Begin at the first line of the data and copy each line through the one containing "useState, type ReactNode", that line included, with no pictures.

- _DATASET CONTENT_
Begin

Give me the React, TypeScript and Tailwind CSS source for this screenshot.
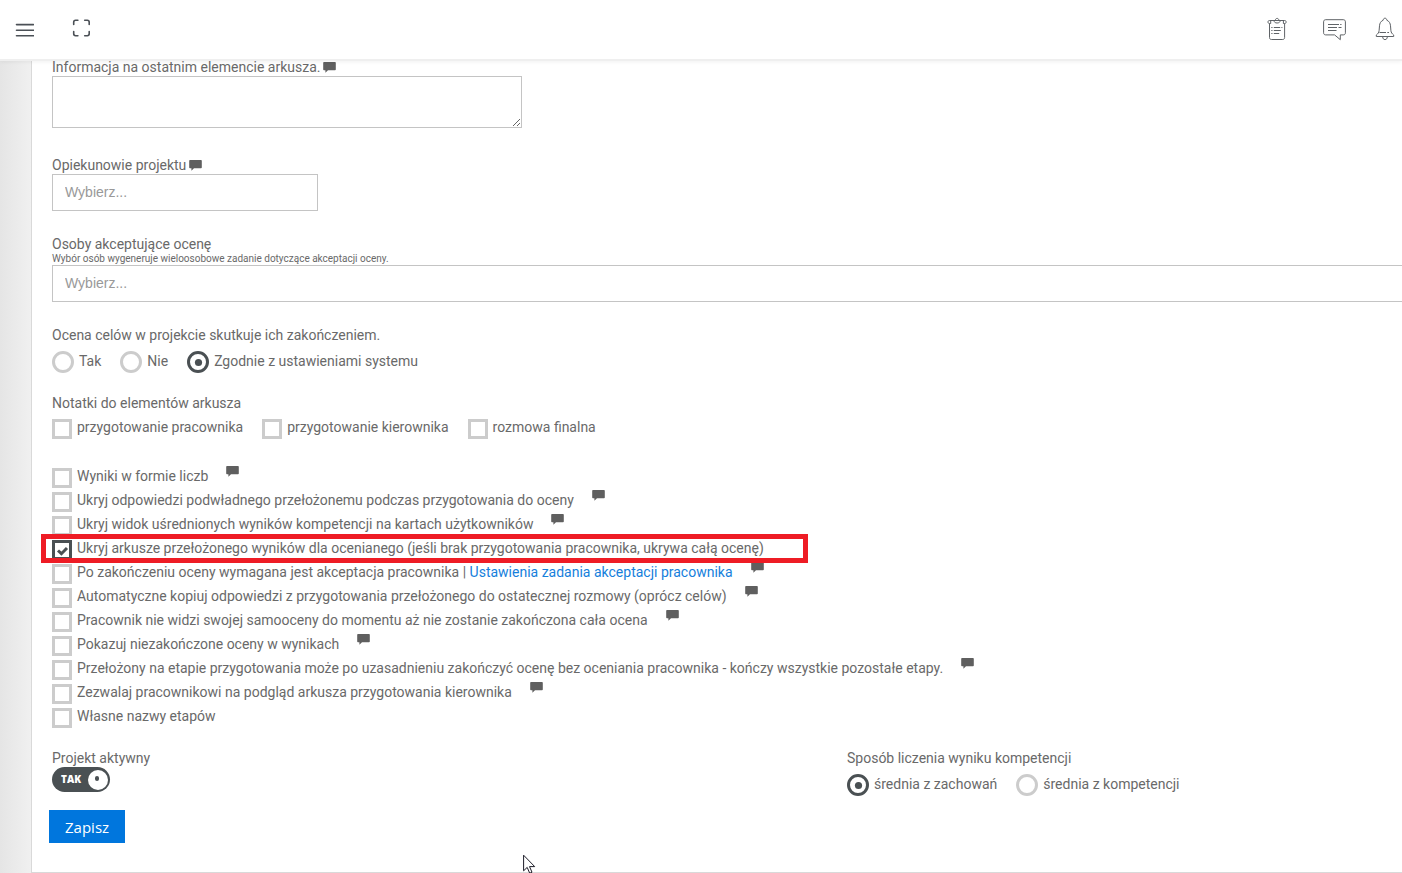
import { useState, type ReactNode } from "react";

function CommentIcon({ className = "" }: { className?: string }) {
  return (
    <svg viewBox="0 0 13 11" className={`h-[11px] w-[13px] shrink-0 text-[#5f5f5f] ${className}`} aria-hidden="true">
      <path fill="currentColor" d="M1 0h11c.5 0 .8.3.8.8v6.600c0 .5-.3.8-.8.8H5L2.400 10.800V8.200H1c-.5 0-.8-.3-.8-.8V.8C.2.3.5 0 1 0z" />
    </svg>
  );
}

function CheckOption({
  id,
  children,
  defaultChecked = false,
  comment = false,
  highlighted = false,
}: {
  id: string;
  children: ReactNode;
  defaultChecked?: boolean;
  comment?: boolean;
  highlighted?: boolean;
}) {
  return (
    <div className="relative flex h-6 w-fit items-end">
      <span className="relative block size-5 shrink-0">
        <input
          id={id}
          type="checkbox"
          defaultChecked={defaultChecked}
          className="peer block size-5 appearance-none border-3 border-[#cccccc] bg-white checked:border-[#4a5053]"
        />
        <svg viewBox="0 0 20 20" className="pointer-events-none absolute inset-0 hidden size-5 peer-checked:block" aria-hidden="true">
          <path d="M6 10.500l3.400 3.200L15 8" fill="none" stroke="#4a5053" strokeWidth="3" />
        </svg>
      </span>
      <label htmlFor={id} className="pl-[5px] leading-6 whitespace-nowrap">
        {children}
      </label>
      {comment && <CommentIcon className="mt-0.5 ml-[18px] self-start" />}
      {highlighted && (
        <span className="pointer-events-none absolute -top-0.5 -right-11 -left-[11px] z-10 h-[29px] border-5 border-[#ee1c25]" />
      )}
    </div>
  );
}

function RadioOption({
  id,
  name,
  children,
  defaultChecked = false,
}: {
  id: string;
  name: string;
  children: ReactNode;
  defaultChecked?: boolean;
}) {
  return (
    <div className="flex items-start">
      <span className="relative block size-[22px] shrink-0">
        <input
          id={id}
          name={name}
          type="radio"
          defaultChecked={defaultChecked}
          className="peer block size-[22px] appearance-none rounded-full border-3 border-[#cccccc] bg-white checked:border-[#4a5053]"
        />
        <svg viewBox="0 0 22 22" className="pointer-events-none absolute inset-0 hidden size-[22px] peer-checked:block" aria-hidden="true">
          <circle cx="11.5" cy="11.5" r="3.6" fill="#4a5053" />
        </svg>
      </span>
      <label htmlFor={id} className="pl-[5px] leading-5 whitespace-nowrap">
        {children}
      </label>
    </div>
  );
}

const options: { id: string; text: ReactNode; comment?: boolean; checked?: boolean; highlighted?: boolean }[] = [
  { id: "wyniki-liczby", text: "Wyniki w formie liczb", comment: true },
  { id: "ukryj-odpowiedzi", text: "Ukryj odpowiedzi podwładnego przełożonemu podczas przygotowania do oceny", comment: true },
  { id: "ukryj-widok", text: "Ukryj widok uśrednionych wyników kompetencji na kartach użytkowników", comment: true },
  {
    id: "ukryj-arkusze",
    text: "Ukryj arkusze przełożonego wyników dla ocenianego (jeśli brak przygotowania pracownika, ukrywa całą ocenę)",
    checked: true,
    highlighted: true,
  },
  {
    id: "akceptacja",
    text: (
      <>
        Po zakończeniu oceny wymagana jest akceptacja pracownika |{" "}
        <a href="#akceptacja" className="text-[#1580dc]">
          Ustawienia zadania akceptacji pracownika
        </a>
      </>
    ),
    comment: true,
  },
  { id: "kopiuj", text: "Automatyczne kopiuj odpowiedzi z przygotowania przełożonego do ostatecznej rozmowy (oprócz celów)", comment: true },
  { id: "samoocena", text: "Pracownik nie widzi swojej samooceny do momentu aż nie zostanie zakończona cała ocena", comment: true },
  { id: "niezakonczone", text: "Pokazuj niezakończone oceny w wynikach", comment: true },
  {
    id: "bez-oceniania",
    text: "Przełożony na etapie przygotowania może po uzasadnieniu zakończyć ocenę bez oceniania pracownika - kończy wszystkie pozostałe etapy.",
    comment: true,
  },
  { id: "podglad", text: "Zezwalaj pracownikowi na podgląd arkusza przygotowania kierownika", comment: true },
  { id: "nazwy", text: "Własne nazwy etapów" },
];

function TopBar() {
  return (
    <header className="relative z-20 flex h-[61px] items-start justify-between border-b-2 border-[#efefef] bg-white pr-[7px] pl-[15px] text-[#4b5056] shadow-[0_1px_4px_rgba(0,0,0,0.06)]">
      <div className="flex items-start gap-[38px] pt-[19px]">
        <button type="button" aria-label="Menu" className="pt-1">
          <svg viewBox="0 0 19 15" className="h-[15px] w-[19px]" fill="none" stroke="currentColor" strokeWidth="1.6" strokeLinecap="round">
            <path d="M1.500 1.600h17M1.500 7.200h17M1.500 12.800h17" />
          </svg>
        </button>
        <button type="button" aria-label="Pełny ekran">
          <svg viewBox="0 0 19 19" className="size-[19px]" fill="none" stroke="currentColor" strokeWidth="1.6" strokeLinecap="round">
            <path d="M1.700 5.500V3.200c0-1.200.7-1.900 1.900-1.900h2.300M12.700 1.300h2.600c1.200 0 1.900.7 1.900 1.900v2.300M17.200 12.500v2.300c0 1.200-.7 1.900-1.900 1.900h-2.600M5.900 16.700H3.600c-1.200 0-1.900-.7-1.900-1.900v-2.300" />
          </svg>
        </button>
      </div>
      <div className="flex items-start pt-[17px] text-[#5f6367]">
        <button type="button" aria-label="Zadania">
          <svg viewBox="0 0 20 24" className="h-6 w-5" fill="none" stroke="currentColor" strokeWidth="1">
            <path d="M2.500 6.500V20.500c0 1.200.6 2 1.900 2h11.300c1.200 0 1.900-.8 1.900-2V6.500" />
            <path d="M6.800 3.500H2.500c-1 0-1.500.5-1.500 1.500s.5 1.500 1.500 1.500h1.200V4M13 3.500h4.600c1 0 1.500.5 1.500 1.500s-.5 1.500-1.500 1.500h-1.200V4" />
            <path d="M7 3.500h1.200C8.400 2.100 9.100 1.400 10.100 1.400s1.700.7 1.900 2.100h1.200c0 1.500-1.100 2.500-3.100 2.500S7 5 7 3.500zM4.500 3.500h11" />
            <path d="M4.300 10.500h1.200M6.800 10.500h6.400M14.400 10.500h1M4.300 13.500h1.200M6.800 13.500h7M4.300 16.500h1.200M6.800 16.500h5.400" />
          </svg>
        </button>
        <button type="button" aria-label="Wiadomości" className="ml-9">
          <svg viewBox="0 0 23 24" className="h-6 w-[23px]" fill="none" stroke="currentColor" strokeWidth="1">
            <path d="M2.700 2.700h17.600c1.300 0 2.100.8 2.100 2.100v11c0 1.300-.8 2.100-2.100 2.100h-3v4.800l-5.700-4.800H2.700c-1.300 0-2.100-.8-2.100-2.100v-11c0-1.300.8-2.100 2.100-2.100z" />
            <path d="M5 7.500h11M17.200 7.500h1.300M5 10.500h9M15.500 10.500h3M5 13.500h8.500" />
          </svg>
        </button>
        <button type="button" aria-label="Powiadomienia" className="ml-[29px]">
          <svg viewBox="0 0 20 24" className="h-6 w-5" fill="none" stroke="currentColor" strokeWidth="1">
            <path d="M8.200 3.200C8.300 2 8.900 1.200 10 1.200s1.700.8 1.800 2c2.400 1 3.500 3 3.700 5.600l.4 4.800c.2 2 1.200 3.200 2.800 4.400v1.500H1.300V18c1.600-1.200 2.600-2.400 2.800-4.400l.4-4.800c.2-2.600 1.300-4.600 3.700-5.600z" />
            <path d="M7.700 19.700c0 1.900.9 2.900 2.300 2.900s2.300-1 2.300-2.900M4.500 15.500h6.500M12.300 15.500h1.700" />
          </svg>
        </button>
      </div>
    </header>
  );
}

export default function App() {
  const [active, setActive] = useState(true);

  return (
    <div className="min-h-screen overflow-x-hidden bg-[linear-gradient(to_right,#e5e5e5,#f0f0f0_31px)] font-[Roboto,sans-serif] text-[14px] leading-[18px] text-[#696969]">
      <TopBar />
      <main className="-mt-[3px] ml-[31px] border-b border-l border-[#d9d9d9] bg-white pb-[29px] pl-5">
        <form onSubmit={(e) => e.preventDefault()}>
          <div>
            <div className="flex items-center gap-[3px]">
              <label htmlFor="informacja">Informacja na ostatnim elemencie arkusza.</label>
              <CommentIcon />
            </div>
            <textarea id="informacja" className="block h-[52px] w-[470px] resize border border-[#c4c4c4] bg-white px-3 py-2" />
          </div>

          <div className="mt-7">
            <div className="flex items-center gap-[3px]">
              <label htmlFor="opiekunowie">Opiekunowie projektu</label>
              <CommentIcon />
            </div>
            <input
              id="opiekunowie"
              type="text"
              placeholder="Wybierz..."
              className="block h-[37px] w-[266px] border border-[#c4c4c4] bg-white px-3 pb-0.5 font-['Liberation_Sans',sans-serif] placeholder:text-[#999999]"
            />
          </div>

          <div className="mt-6">
            <label htmlFor="osoby" className="block">
              Osoby akceptujące ocenę
            </label>
            <p className="text-[10px] leading-3">Wybór osób wygeneruje wieloosobowe zadanie dotyczące akceptacji oceny.</p>
            <input
              id="osoby"
              type="text"
              placeholder="Wybierz..."
              className="block h-[37px] w-full border border-r-0 border-[#c4c4c4] bg-white px-3 pb-0.5 font-['Liberation_Sans',sans-serif] placeholder:text-[#999999]"
            />
          </div>

          <fieldset className="mt-6">
            <legend>Ocena celów w projekcie skutkuje ich zakończeniem.</legend>
            <div className="mt-[7px] flex gap-[19px]">
              <RadioOption id="cele-tak" name="cele">Tak</RadioOption>
              <RadioOption id="cele-nie" name="cele">Nie</RadioOption>
              <RadioOption id="cele-system" name="cele" defaultChecked>
                Zgodnie z ustawieniami systemu
              </RadioOption>
            </div>
          </fieldset>

          <fieldset className="mt-[21px]">
            <legend>Notatki do elementów arkusza</legend>
            <div className="mt-[3px] flex gap-[19px]">
              <CheckOption id="notatki-pracownik">przygotowanie pracownika</CheckOption>
              <CheckOption id="notatki-kierownik">przygotowanie kierownika</CheckOption>
              <CheckOption id="notatki-rozmowa">rozmowa finalna</CheckOption>
            </div>
          </fieldset>

          <div className="mt-[25px]">
            {options.map((o) => (
              <CheckOption key={o.id} id={o.id} comment={o.comment} defaultChecked={o.checked} highlighted={o.highlighted}>
                {o.text}
              </CheckOption>
            ))}
          </div>

          <div className="mt-[21px] grid grid-cols-[53fr_37fr]">
            <div>
              <label htmlFor="aktywny" className="block">
                Projekt aktywny
              </label>
              <label className="relative flex h-[25px] w-[58px] items-center justify-between rounded-full bg-[#4a5053] pr-0.5 pl-[9px]">
                <input
                  id="aktywny"
                  type="checkbox"
                  role="switch"
                  checked={active}
                  onChange={(e) => setActive(e.target.checked)}
                  className="absolute inset-0 appearance-none rounded-full"
                />
                <span className="pb-0.5 font-['Open_Sans',sans-serif] text-[10px] leading-4 font-extrabold text-white">
                  {active ? "TAK" : "NIE"}
                </span>
                <span className="flex size-5 items-center justify-center rounded-full bg-white">
                  <span className="mr-0.5 mb-0.5 h-[5px] w-1 rounded-full bg-[#4a5053]" />
                </span>
              </label>
            </div>
            <fieldset>
              <legend>Sposób liczenia wyniku kompetencji</legend>
              <div className="mt-[7px] flex gap-[19px]">
                <RadioOption id="srednia-zachowan" name="srednia" defaultChecked>
                  średnia z zachowań
                </RadioOption>
                <RadioOption id="srednia-kompetencji" name="srednia">
                  średnia z kompetencji
                </RadioOption>
              </div>
            </fieldset>
          </div>

          <button
            type="submit"
            className="mt-[14px] -ml-[3px] block h-[33px] bg-[#0076dd] px-4 font-['Open_Sans',sans-serif] text-[15px] font-medium text-white"
          >
            Zapisz
          </button>
        </form>
      </main>

      <svg viewBox="0 0 13 20" className="pointer-events-none fixed bottom-[-1px] left-[523px] z-30 h-5 w-[13px]" aria-hidden="true">
        <path d="M.6 1.200v15.600l3.600-3.400 2.500 5.800 2.300-1-2.500-5.600h5.200z" fill="#fff" stroke="#1c1c28" strokeWidth="1" />
      </svg>
    </div>
  );
}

End

- _REPLY_
Give me the React, TypeScript and Tailwind CSS source for this screenshot.
import { useState, type ReactNode } from "react";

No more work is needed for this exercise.